Begin Provided information

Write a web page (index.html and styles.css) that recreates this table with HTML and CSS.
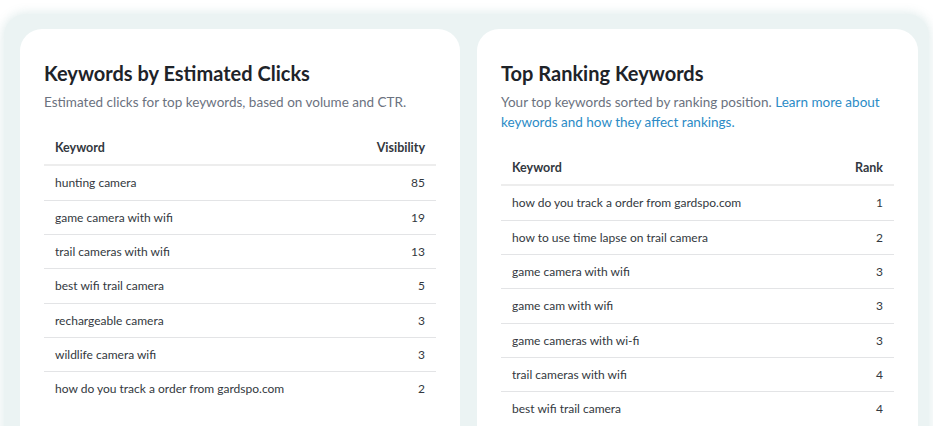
FILE: index.html
```html
<!DOCTYPE html>
<html lang="en">
<head>
<meta charset="utf-8">
<title>Keywords</title>
<link rel="stylesheet" href="styles.css">
</head>
<body>
<div class="panel">
  <section class="card">
    <h2 class="card-title">Keywords by Estimated Clicks</h2>
    <p class="card-sub">Estimated clicks for top keywords, based on volume and CTR.</p>
    <table class="kw-table">
      <thead>
        <tr><th>Keyword</th><th class="num">Visibility</th></tr>
      </thead>
      <tbody>
        <tr><td>hunting camera</td><td class="num">85</td></tr>
        <tr><td>game camera with wifi</td><td class="num">19</td></tr>
        <tr><td>trail cameras with wifi</td><td class="num">13</td></tr>
        <tr><td>best wifi trail camera</td><td class="num">5</td></tr>
        <tr><td>rechargeable camera</td><td class="num">3</td></tr>
        <tr><td>wildlife camera wifi</td><td class="num">3</td></tr>
        <tr><td>how do you track a order from gardspo.com</td><td class="num">2</td></tr>
      </tbody>
    </table>
  </section>
  <section class="card">
    <h2 class="card-title">Top Ranking Keywords</h2>
    <p class="card-sub">Your top keywords sorted by ranking position. <a href="#" class="link">Learn more about keywords and how they affect rankings.</a></p>
    <table class="kw-table">
      <thead>
        <tr><th>Keyword</th><th class="num">Rank</th></tr>
      </thead>
      <tbody>
        <tr><td>how do you track a order from gardspo.com</td><td class="num">1</td></tr>
        <tr><td>how to use time lapse on trail camera</td><td class="num">2</td></tr>
        <tr><td>game camera with wifi</td><td class="num">3</td></tr>
        <tr><td>game cam with wifi</td><td class="num">3</td></tr>
        <tr><td>game cameras with wi-fi</td><td class="num">3</td></tr>
        <tr><td>trail cameras with wifi</td><td class="num">4</td></tr>
        <tr><td>best wifi trail camera</td><td class="num">4</td></tr>
      </tbody>
    </table>
  </section>
</div>
</body>
</html>
```
FILE: styles.css
```css
html, body {
  margin: 0;
  padding: 0;
  background: #ffffff;
  font-family: Lato, "Open Sans", sans-serif;
  overflow: hidden;
}

.panel {
  margin: 14px 4px 0 4px;
  padding: 15px 11px 40px 16px;
  background: #ebf3f3;
  border-radius: 22px;
  box-shadow: 0 0 10px 2px rgba(225, 236, 236, 0.9);
  display: grid;
  grid-template-columns: 440px 441px;
  column-gap: 17px;
  height: 500px;
  box-sizing: border-box;
}

.card {
  background: #ffffff;
  border-radius: 22px;
  padding: 32px 24px 24px 24px;
}

.card-title {
  margin: 0;
  font-size: 20px;
  line-height: 24px;
  font-weight: 700;
  color: #1e2329;
}

.card-sub {
  margin: 7px 0 0 0;
  font-size: 13.5px;
  line-height: 20px;
  color: #6b7280;
}

.link {
  color: #2b8bc6;
  text-decoration: none;
}

.kw-table {
  margin-top: 19px;
  width: 100%;
  border-collapse: collapse;
  font-size: 12px;
  line-height: 17.33px;
  color: #333840;
}

.kw-table th {
  text-align: left;
  font-weight: 700;
  font-size: 12.5px;
  padding: 8px 11px;
  border-bottom: 2px solid #ededed;
}

.kw-table td {
  padding: 8px 11px;
  border-bottom: 1px solid #e3e4e6;
}

.kw-table tbody tr:last-child td {
  border-bottom: none;
}

.kw-table .num {
  text-align: right;
}
```
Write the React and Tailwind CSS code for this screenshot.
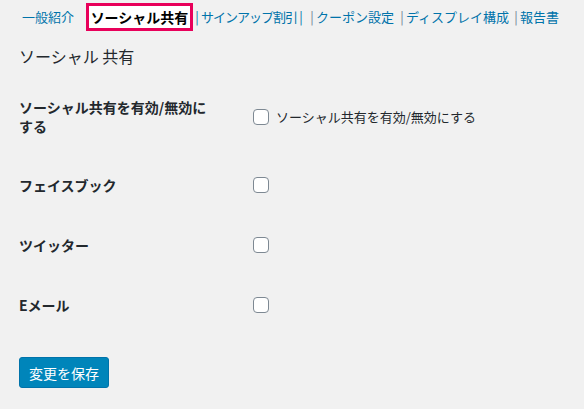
const tabs = [
  { label: 'クーポン設定', w: 'w-[76px]', gap: 'ml-[3px]' },
  { label: 'ディスプレイ構成', w: 'w-[98px]', gap: 'ml-[6px]' },
  { label: '報告書', w: 'w-[41px]', gap: 'ml-[8px]' },
]

const rows = [
  { label: ['ソーシャル共有を有効/無効に', 'する'], text: 'ソーシャル共有を有効/無効にする', h: 'h-[76px]' },
  { label: ['フェイスブック'], h: 'h-[60px]' },
  { label: ['ツイッター'], h: 'h-[60px]' },
  { label: ['Eメール'], h: 'h-[60px]' },
]

function Checkbox() {
  return <span className="block w-4 h-4 shrink-0 rounded-[4px] border border-[#7e8993] bg-white" />
}

function Pipe({ blue }) {
  return (
    <span className={`w-[8px] shrink-0 flex justify-center ${blue ? 'text-[#0073aa]' : 'text-[#6f8094]'}`}>|</span>
  )
}

export default function App() {
  return (
    <div className="w-[584px] h-[409px] overflow-hidden bg-[#f1f1f1] text-[#23282d] font-['Meiryo','Noto_Sans_CJK_JP',sans-serif]">
      {/* tab links */}
      <nav className="flex items-center h-[32px] pt-[1px] text-[13px] leading-none text-[#0073aa] whitespace-nowrap">
        <span className="ml-[22px] w-[55px]">一般紹介</span>
        <span className="ml-[9px] flex items-center justify-center w-[107px] h-[28px] border-[3px] border-[#e8005a] bg-white text-black font-bold text-[14px]">
          ソーシャル共有
        </span>
        <Pipe blue />
        <span className="shrink-0 tracking-[-1px]">サインアップ割引</span>
        <Pipe blue />
        {tabs.map((t) => (
          <span key={t.label} className={`flex items-center shrink-0 ${t.gap}`}>
            <Pipe />
            <span className={t.w}>{t.label}</span>
          </span>
        ))}
      </nav>

      <div className="pl-[19px]">
        <h2 className="mt-[14px] h-[20px] flex items-center text-[16px] font-normal leading-none">ソーシャル 共有</h2>

        <div className="mt-[13px]">
          {rows.map((r) => (
            <div key={r.label[0]} className={`flex items-center ${r.h}`}>
              <div className="w-[234px] text-[14px] font-bold leading-[19px]">
                {r.label.map((l) => <div key={l}>{l}</div>)}
              </div>
              <div className="flex items-center gap-[7px] text-[13px]">
                <Checkbox />
                {r.text && <span>{r.text}</span>}
              </div>
            </div>
          ))}
        </div>

        <button className="mt-[22px] w-[90px] h-[31px] rounded-[3px] border border-[#0073aa] bg-[#0085ba] text-white text-[14px] leading-none">
          変更を保存
        </button>
      </div>
    </div>
  )
}
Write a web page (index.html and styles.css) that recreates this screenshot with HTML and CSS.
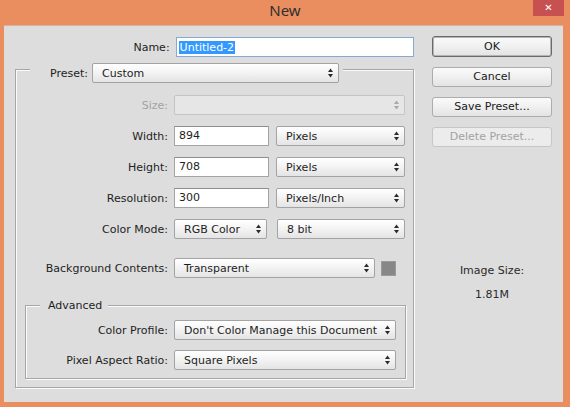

End Provided information

## Stated exercise
From the data above, show each line that contains "table".

## Response to the exercise
Write a web page (index.html and styles.css) that recreates this table with HTML and CSS.
    <table class="kw-table">
    </table>
    <table class="kw-table">
    </table>
.kw-table {
.kw-table th {
.kw-table td {
.kw-table tbody tr:last-child td {
.kw-table .num {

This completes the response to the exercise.